Monday, April 30, 2007

So it appears as if I'll get my first taste of being a single father for an extended period of time. Circumstances have come up which will allow me to have young Carlton for part of May, the month of June, and a bit of July. Knowing who I am dealing, this is all tentative, and a big part of me will believe it when I see it. But for now, i'm going through all the things that a father needs to go through. I'm looking for camps, day care, putting extra money aside, making sure my porn, Playboys and other perverted things are stowed away in a safe place and all that. My custody case is now postponed a bit, but this is actually going to help me out. I know I continue to be vague about that part of my life, but I have to. I'd hate for this blog to be used against me..That would be tragic..

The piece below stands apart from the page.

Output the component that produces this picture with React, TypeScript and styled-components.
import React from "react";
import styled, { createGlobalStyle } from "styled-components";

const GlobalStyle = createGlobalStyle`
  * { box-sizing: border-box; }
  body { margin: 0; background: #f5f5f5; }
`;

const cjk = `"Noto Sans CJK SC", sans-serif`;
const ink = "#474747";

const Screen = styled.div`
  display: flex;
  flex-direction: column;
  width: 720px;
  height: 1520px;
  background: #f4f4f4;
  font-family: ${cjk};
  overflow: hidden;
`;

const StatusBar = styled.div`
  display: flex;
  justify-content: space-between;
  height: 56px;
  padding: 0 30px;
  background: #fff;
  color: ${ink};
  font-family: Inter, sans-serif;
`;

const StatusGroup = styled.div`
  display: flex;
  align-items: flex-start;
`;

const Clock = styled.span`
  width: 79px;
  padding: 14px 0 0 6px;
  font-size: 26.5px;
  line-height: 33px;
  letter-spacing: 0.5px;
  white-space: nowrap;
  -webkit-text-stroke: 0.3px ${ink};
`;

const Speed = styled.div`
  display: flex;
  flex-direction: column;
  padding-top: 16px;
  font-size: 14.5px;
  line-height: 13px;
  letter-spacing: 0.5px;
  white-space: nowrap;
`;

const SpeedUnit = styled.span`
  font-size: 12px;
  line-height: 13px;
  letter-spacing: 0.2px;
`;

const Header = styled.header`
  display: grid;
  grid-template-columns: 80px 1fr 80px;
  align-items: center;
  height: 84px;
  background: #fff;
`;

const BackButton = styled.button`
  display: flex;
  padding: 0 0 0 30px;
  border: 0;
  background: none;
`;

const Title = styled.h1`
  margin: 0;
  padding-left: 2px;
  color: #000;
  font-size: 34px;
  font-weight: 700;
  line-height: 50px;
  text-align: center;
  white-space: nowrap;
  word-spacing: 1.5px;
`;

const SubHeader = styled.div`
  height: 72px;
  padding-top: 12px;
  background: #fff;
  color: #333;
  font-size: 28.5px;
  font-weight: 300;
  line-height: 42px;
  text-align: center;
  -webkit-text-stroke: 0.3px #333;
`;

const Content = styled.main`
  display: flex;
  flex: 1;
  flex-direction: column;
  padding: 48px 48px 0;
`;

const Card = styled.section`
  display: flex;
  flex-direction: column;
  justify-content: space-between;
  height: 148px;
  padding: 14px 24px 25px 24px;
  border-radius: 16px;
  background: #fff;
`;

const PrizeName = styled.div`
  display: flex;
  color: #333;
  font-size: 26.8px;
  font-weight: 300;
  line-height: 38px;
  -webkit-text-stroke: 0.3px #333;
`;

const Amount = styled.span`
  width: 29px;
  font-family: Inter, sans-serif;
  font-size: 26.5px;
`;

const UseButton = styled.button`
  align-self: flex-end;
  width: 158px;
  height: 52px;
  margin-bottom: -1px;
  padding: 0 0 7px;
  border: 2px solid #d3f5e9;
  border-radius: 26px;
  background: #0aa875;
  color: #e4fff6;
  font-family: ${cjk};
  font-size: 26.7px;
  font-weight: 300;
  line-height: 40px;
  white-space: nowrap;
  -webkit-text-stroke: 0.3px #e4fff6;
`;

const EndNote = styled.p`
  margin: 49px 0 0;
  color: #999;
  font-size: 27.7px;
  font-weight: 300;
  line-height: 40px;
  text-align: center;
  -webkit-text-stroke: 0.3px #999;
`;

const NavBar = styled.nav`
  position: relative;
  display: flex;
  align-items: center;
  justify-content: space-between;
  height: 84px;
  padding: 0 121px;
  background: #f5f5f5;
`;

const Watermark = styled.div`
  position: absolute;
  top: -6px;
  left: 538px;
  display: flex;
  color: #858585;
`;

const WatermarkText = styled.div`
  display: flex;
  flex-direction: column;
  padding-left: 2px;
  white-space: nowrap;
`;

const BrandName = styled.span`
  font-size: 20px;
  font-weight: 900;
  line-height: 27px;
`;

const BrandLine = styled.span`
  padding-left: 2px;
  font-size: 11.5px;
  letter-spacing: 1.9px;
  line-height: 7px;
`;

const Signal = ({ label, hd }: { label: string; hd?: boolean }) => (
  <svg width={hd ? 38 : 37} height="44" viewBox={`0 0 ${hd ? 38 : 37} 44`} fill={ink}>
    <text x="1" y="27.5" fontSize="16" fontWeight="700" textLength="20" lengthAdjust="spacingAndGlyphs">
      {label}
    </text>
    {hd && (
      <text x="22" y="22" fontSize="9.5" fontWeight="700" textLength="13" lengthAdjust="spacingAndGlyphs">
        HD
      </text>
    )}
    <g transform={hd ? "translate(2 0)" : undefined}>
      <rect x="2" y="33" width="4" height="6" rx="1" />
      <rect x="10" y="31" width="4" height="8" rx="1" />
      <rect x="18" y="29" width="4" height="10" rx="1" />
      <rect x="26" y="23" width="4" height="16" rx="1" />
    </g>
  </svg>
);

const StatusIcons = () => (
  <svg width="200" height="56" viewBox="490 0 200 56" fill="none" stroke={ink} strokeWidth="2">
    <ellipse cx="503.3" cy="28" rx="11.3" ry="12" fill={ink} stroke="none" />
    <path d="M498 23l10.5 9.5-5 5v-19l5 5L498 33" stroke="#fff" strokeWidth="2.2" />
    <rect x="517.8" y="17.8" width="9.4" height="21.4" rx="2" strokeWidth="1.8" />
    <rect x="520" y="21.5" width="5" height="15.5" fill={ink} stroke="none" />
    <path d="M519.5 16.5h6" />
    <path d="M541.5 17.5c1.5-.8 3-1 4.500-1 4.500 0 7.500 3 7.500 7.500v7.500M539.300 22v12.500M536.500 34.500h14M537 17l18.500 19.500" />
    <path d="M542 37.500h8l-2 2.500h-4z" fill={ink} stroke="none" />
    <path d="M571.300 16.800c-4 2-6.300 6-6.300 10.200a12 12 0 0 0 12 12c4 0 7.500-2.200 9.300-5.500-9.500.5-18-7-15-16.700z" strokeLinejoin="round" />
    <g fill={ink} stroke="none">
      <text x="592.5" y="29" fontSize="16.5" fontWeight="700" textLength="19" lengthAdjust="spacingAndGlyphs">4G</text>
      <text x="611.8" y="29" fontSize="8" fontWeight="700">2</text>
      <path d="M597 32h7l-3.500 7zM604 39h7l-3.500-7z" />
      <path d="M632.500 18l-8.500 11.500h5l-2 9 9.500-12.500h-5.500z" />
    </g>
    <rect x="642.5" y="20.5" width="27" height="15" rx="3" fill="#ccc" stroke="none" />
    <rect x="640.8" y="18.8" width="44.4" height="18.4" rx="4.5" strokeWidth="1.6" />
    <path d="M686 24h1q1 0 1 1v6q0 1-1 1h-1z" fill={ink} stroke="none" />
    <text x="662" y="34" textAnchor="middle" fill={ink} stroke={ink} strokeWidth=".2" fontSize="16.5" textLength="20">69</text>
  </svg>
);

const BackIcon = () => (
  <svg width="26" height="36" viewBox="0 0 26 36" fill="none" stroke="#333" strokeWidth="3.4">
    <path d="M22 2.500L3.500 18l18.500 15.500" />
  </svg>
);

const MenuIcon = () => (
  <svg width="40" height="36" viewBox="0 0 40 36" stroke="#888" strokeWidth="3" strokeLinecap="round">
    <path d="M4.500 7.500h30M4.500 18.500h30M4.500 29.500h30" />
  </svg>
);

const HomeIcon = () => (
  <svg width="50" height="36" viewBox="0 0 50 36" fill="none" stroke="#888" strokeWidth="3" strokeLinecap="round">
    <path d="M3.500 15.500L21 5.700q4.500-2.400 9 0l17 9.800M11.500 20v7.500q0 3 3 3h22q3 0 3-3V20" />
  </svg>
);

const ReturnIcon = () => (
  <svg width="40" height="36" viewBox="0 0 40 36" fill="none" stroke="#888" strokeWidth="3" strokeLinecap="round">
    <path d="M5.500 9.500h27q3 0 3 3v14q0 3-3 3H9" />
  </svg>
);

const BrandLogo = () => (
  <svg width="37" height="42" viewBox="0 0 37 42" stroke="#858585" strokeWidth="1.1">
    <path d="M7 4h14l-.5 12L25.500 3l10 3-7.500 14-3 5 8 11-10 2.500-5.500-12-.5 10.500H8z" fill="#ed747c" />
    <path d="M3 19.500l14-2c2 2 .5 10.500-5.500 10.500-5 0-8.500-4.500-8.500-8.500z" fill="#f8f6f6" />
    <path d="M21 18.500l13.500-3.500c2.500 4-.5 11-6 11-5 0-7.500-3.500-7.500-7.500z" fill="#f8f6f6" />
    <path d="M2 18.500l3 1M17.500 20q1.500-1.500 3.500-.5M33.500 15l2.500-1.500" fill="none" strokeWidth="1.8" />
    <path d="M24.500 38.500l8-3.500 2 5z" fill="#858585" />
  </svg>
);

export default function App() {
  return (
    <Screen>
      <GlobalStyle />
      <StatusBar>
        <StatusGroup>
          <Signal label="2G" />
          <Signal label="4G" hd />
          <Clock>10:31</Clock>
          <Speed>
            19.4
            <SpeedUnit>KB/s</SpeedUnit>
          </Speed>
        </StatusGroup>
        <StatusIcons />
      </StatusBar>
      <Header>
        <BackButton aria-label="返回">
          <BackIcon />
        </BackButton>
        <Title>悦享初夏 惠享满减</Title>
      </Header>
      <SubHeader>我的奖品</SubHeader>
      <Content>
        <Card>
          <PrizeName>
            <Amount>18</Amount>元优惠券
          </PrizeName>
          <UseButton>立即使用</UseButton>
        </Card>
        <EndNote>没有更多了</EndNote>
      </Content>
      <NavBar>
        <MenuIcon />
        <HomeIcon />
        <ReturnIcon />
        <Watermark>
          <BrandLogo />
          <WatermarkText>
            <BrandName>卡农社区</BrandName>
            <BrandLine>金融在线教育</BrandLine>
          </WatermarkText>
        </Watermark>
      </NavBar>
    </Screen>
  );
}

Speaking of which, that happened to one of my favorite authors, Mr. John Wideman. He wrote a book entitled, "Brothers and Keepers", which was about his relationship with his brother, who came to him as he was running for the law, and eventually went to jail. Fast forward a few years later, John's son was ALSO convicted of murder, and during the trail, attorneys used the book "Brothers and Keepers" against John Wideman as evidence that this type of behavior had something to do with the family. It was devastating for Wideman, not to mention both his brother and his son are doing life sentences. So I cannot imagine my writing on any level being used for evil, let alone to imprison my son that I helped create. That is rough.

I heard another blogger say that it is dishonest to have a blog of your thoughts, and then to censor what you do and do not say, and to some degree I agree. But I have some thoughts, issues and situations that I just don't have the heart to write down and expose to everyone yet. One, I more thin skinned than I let on, and I think if I read something wrong, my temper (even though its improved) would get the best of me. Two, there are some issues swimming around in my head, that I'm just not ready to deal with myself, let alone share it with the world. And three, the longer I hold them in, the better chance there is for like a 34 page blog when I let it all out emotions and all..I had a friend tell me yesterday that my cynicism and mean spirited behavior just means that i'm hiding something that i'm not ready to deal with, and that is exactly true. My therapist will get to hear this stuff, and eventually my blog will reflect that. Not yet though.

My next article will be on how I miss Michael Jordan..I came to that decision about 5 minutes ago. I will work on it now.

i feel like i may have committed some typos in this entry. guess who doesn't care?

Money Don't Matter - Prince

4 comments:

Miss. Lady said...

Congrats Rashad! If you want to set up a play date for the boys then you know the number.

I feel you it is a tad bit dishonest when you don't share all of yourself in a forum that is supposed to be about you and your true, honest feelings.

I often feel guilty when I write how I really feel or what I really think in a private journal instead of my blog. Though I am still working on being more open (as seen in my latest entry) it's not easy.

Unknown said...

I hate censoring myself but I have realized that everyone doesn't need to comment on everything. Also everyone doesn't need to know what is going on inside my head. It's similar to asking questions you don't want the answer to. Not everyone wants to know what I think of them. So I've tried to keep my blog on the lighter side these days.

Jo said...

Yes, "That would be tragic" if someone were to use your blog against you . . .

And your friend is right, your aggression means you have lots to deal with . . .good luck!

And yes, RM, we know you are thin-skinned . . .so am I . . .people like us just act like we aren't . . .

BTW . . .I just had a thought . . .I would love to have some of those Jerk Wings and a Margarita right now . . .

asabi said...

ultimately your blog is whatever YOU want it to be. you bless us with the ability to experience part of your journey but you are not obligated to be a monkey in a cage, here solely for our viewing pleasure and critique.